According to MIET researchers, they were the first in the world to find a way to chemically bind carbon nanotubes to the molecules of the most common blood protein – albumin. The physical mechanism they discovered made it possible to develop a new method of using 3D laser printing to create nanocomposites.
“Under the laser irradiation, a strong covalent bond is formed between the albumin and carbon nanotubes, which allows for the printing of structures of a given shape. Living cells, such as connecting tissue or myocardium, can easily get accustomed to such scaffolds, which allows for the effective regeneration of damaged body tissues,” Head of the Laboratory of Biomedical Nanotechnology of the Institute of Biomedical Systems of the MIET National Research University of Electronic Technology, Alexander Gerasimenko said.
As the scientists clarified, they have created heart implants 3-4 times cheaper than ordinary Russian ones and 6-8 times cheaper than their foreign counterparts, exceeding both in a number of parameters.
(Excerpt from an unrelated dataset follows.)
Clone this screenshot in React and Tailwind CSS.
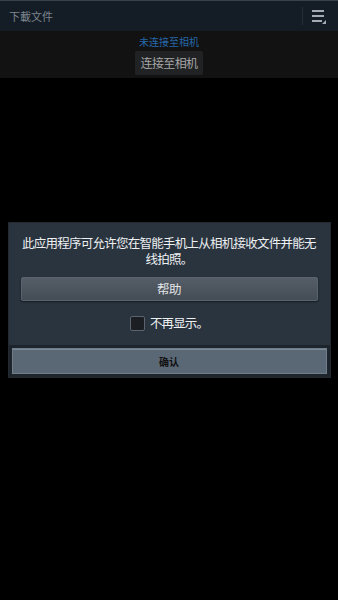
export default function App() {
  const cjk = { fontFamily: '"Noto Sans CJK SC", "Noto Sans", sans-serif' };
  return (
    <div className="w-[338px] h-[600px] bg-black flex flex-col overflow-hidden" style={cjk}>
      <div className="h-[31px] bg-[#141d26] border-t border-[#3b4148] flex items-center justify-between pl-[9px] pr-[11px]">
        <span className="text-[11px] text-[#7d858e] leading-none">下載文件</span>
        <div className="flex items-center h-full">
          <div className="w-px h-[18px] bg-[#252d36] mr-[8px]"></div>
          <svg width="16" height="18" viewBox="0 0 16 18">
            <rect x="1" y="3" width="12" height="2" fill="#a5abb2" />
            <rect x="1" y="8" width="12" height="2" fill="#a5abb2" />
            <rect x="1" y="13" width="10" height="2" fill="#a5abb2" />
            <polygon points="15,13 15,17 11,17" fill="#a5abb2" />
          </svg>
        </div>
      </div>
      <div className="h-[47px] bg-[#121212] flex flex-col items-center pt-[4px]">
        <span className="text-[10px] leading-[13px] text-[#2568a8]">未连接至相机</span>
        <div className="mt-[3px] w-[68px] h-[24px] bg-[#202224] rounded-[2px] flex items-center justify-center text-[12px] tracking-[-0.6px] text-[#a6a6a6]">连接至相机</div>
      </div>
      <div className="flex-1 flex flex-col items-center pt-[144px]">
        <div className="w-[323px] border border-[#24292f] bg-[#29343f] flex flex-col">
          <div className="px-[12px] pt-[12px] pb-[14px] flex flex-col">
            <div className="flex flex-col items-center text-[12.5px] leading-[16px] tracking-[-0.75px] text-[#eef0f2] whitespace-nowrap">
              <span>此应用程序可允许您在智能手机上从相机接收文件并能无</span>
              <span>线拍照。</span>
            </div>
            <div className="mt-[10px] h-[24px] rounded-[2px] border border-[#5a636d] bg-gradient-to-b from-[#555e68] to-[#444c55] shadow-[0_1px_2px_rgba(0,0,0,0.5)] flex items-center justify-center text-[12.5px] tracking-[-0.4px] text-[#e2e4e6]">帮助</div>
            <div className="mt-[14px] flex items-center justify-center gap-[5px]">
              <div className="w-[15px] h-[15px] rounded-[2px] bg-[#1b1e22] border border-[#5b646e]"></div>
              <span className="text-[12.5px] leading-[16px] tracking-[-0.9px] text-[#eef0f2]">不再显示。</span>
            </div>
          </div>
          <div className="bg-[#1d242b] px-[3px] pt-[3px] pb-[3px]">
            <div className="h-[26px] bg-[#5a6775] border border-[#6f7c89] shadow-[inset_0_1px_0_#7c8996] flex items-center justify-center text-[10px] font-bold text-[#111]">确认</div>
          </div>
        </div>
      </div>
    </div>
  );
}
The technology is suitable not only for scaffolds used in tissue engineering but also for the production of biosensors, microfluidic systems and even advanced medications against cancer.
“We can print material with characteristics close to heart tissue: it can contract with the myocardium and has electrical conductivity by carrying the heart biocurrents. Our method also allows us to regulate the porosity of structures, ensuring the penetration of both living cells and capillaries and nerve endings,” Alexander Gerasimenko explained.
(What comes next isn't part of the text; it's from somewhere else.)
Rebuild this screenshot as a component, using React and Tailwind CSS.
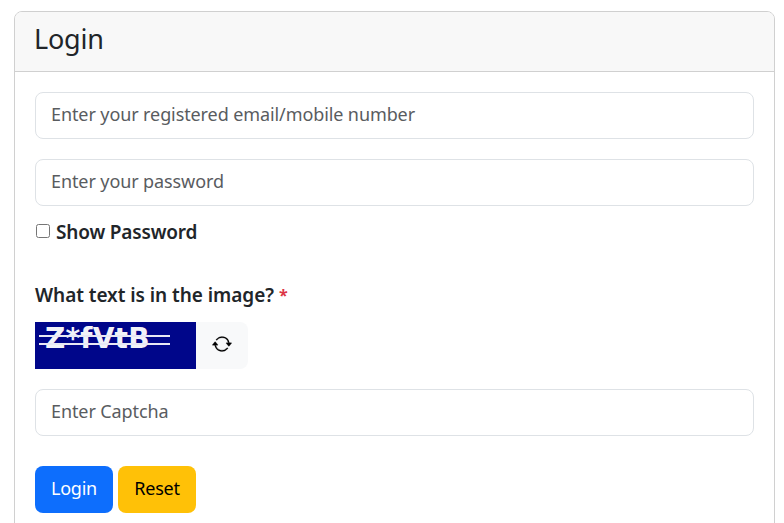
export default function App() {
  const input = "block w-full h-[47px] rounded-[8px] border border-[#dee2e6] bg-white pl-[15px] pr-[15px] pb-[4px] text-[18px] text-[#212529] placeholder:text-[#595c5f] outline-none tracking-[-0.1px]";
  return (
    <div className="h-[523px] overflow-hidden bg-white pt-[11px] pl-[14px] pr-[9px] font-['Noto_Sans',sans-serif] text-[#212529]">
      <div className="rounded-t-[8px] border border-[#d0d0d0] min-h-[600px]">
        <div className="h-[60px] rounded-t-[7px] border-b border-[#d0d0d0] bg-[#f8f8f8] pl-[20px] pb-[6px] flex items-center">
          <h1 className="text-[27px] leading-none tracking-[-0.2px] -ml-px">Login</h1>
        </div>
        <div className="px-[20px] pt-[20px]">
          <input className={input} placeholder="Enter your registered email/mobile number" />
          <input className={input + " mt-[20px]"} placeholder="Enter your password" />
          <label className="mt-[12px] flex items-center h-[28px]">
            <input type="checkbox" className="ml-[1px] w-[14px] h-[14px] mb-[3px]" />
            <span className="ml-[6px] text-[19px] font-semibold tracking-[-0.17px]">Show Password</span>
          </label>
          <div className="mt-[35px] h-[28px] flex items-center text-[19px] font-semibold tracking-[-0.05px]">
            What text is in the image?<span className="ml-[5px] text-[16px] font-bold text-[#dc3545]">*</span>
          </div>
          <div className="mt-[13px] flex h-[47px] w-[213px]">
            <div className="relative w-[161px] bg-[#00068a]">
              <span className="absolute left-[10px] top-0 text-[28px] font-bold leading-[34px] text-[#f2f2f8] tracking-[0.2px] font-['DejaVu_Sans',sans-serif]">Z*fVtB</span>
              <div className="absolute left-[4px] top-[13px] h-[1.5px] w-[131px] bg-[#e8e8f4]" />
              <div className="absolute left-[4px] top-[21px] h-[1.5px] w-[131px] bg-[#e8e8f4]" />
            </div>
            <div className="flex w-[52px] pb-[3px] items-center justify-center rounded-r-[8px] bg-[#f8f9fa]">
              <svg width="20" height="20" viewBox="0 0 16 16" fill="#000" stroke="#000" strokeWidth="0.2">
                <path d="M11.534 7h3.932a.25.25 0 0 1 .192.41l-1.966 2.36a.25.25 0 0 1-.384 0l-1.966-2.36a.25.25 0 0 1 .192-.41zm-11 2h3.932a.25.25 0 0 0 .192-.41L2.692 6.23a.25.25 0 0 0-.384 0L.342 8.59A.25.25 0 0 0 .534 9z" />
                <path fillRule="evenodd" d="M8 3c-1.552 0-2.94.707-3.857 1.818a.5.5 0 1 1-.771-.636A6.002 6.002 0 0 1 13.917 7H12.9A5.002 5.002 0 0 0 8 3zM3.1 9a5.002 5.002 0 0 0 8.757 2.182.5.5 0 1 1 .771.636A6.002 6.002 0 0 1 2.083 9H3.1z" />
              </svg>
            </div>
          </div>
          <input className={input + " mt-[20px]"} placeholder="Enter Captcha" />
          <div className="mt-[30px] flex gap-[5px]">
            <button className="h-[47px] w-[78px] pb-[2px] rounded-[8px] bg-[#0d6efd] text-[18px] tracking-[-0.25px] text-white">Login</button>
            <button className="h-[47px] w-[78px] pb-[2px] rounded-[8px] bg-[#ffc107] text-[18px] tracking-[-0.25px] text-black">Reset</button>
          </div>
        </div>
      </div>
    </div>
  );
}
Before implantation, the printed scaffold is inhabited by live cells and “matures” for a while. As MIET National Research University specialists noted, several successful experiments have shown that stem cells capable of transforming into the cells of the tissue into which they were transplanted can also be used for this purpose.
The researchers are confident their method will effectively combat pathologies such as congenital heart disease and myocardial infarction, aneurysm, atherosclerosis and cardiosclerosis. According to them, a nanocomposite patch for myocardial infarction in 2-4 months completely regenerates the affected area, with the scaffold being dissolved.
The scientists noted that the technology has been developed in close cooperation with leading Russian scientific and technical centres. In the future, the team intends to move to the implementation of the method in clinical practice, as well as to adapt the technology to create coatings for various implantable systems.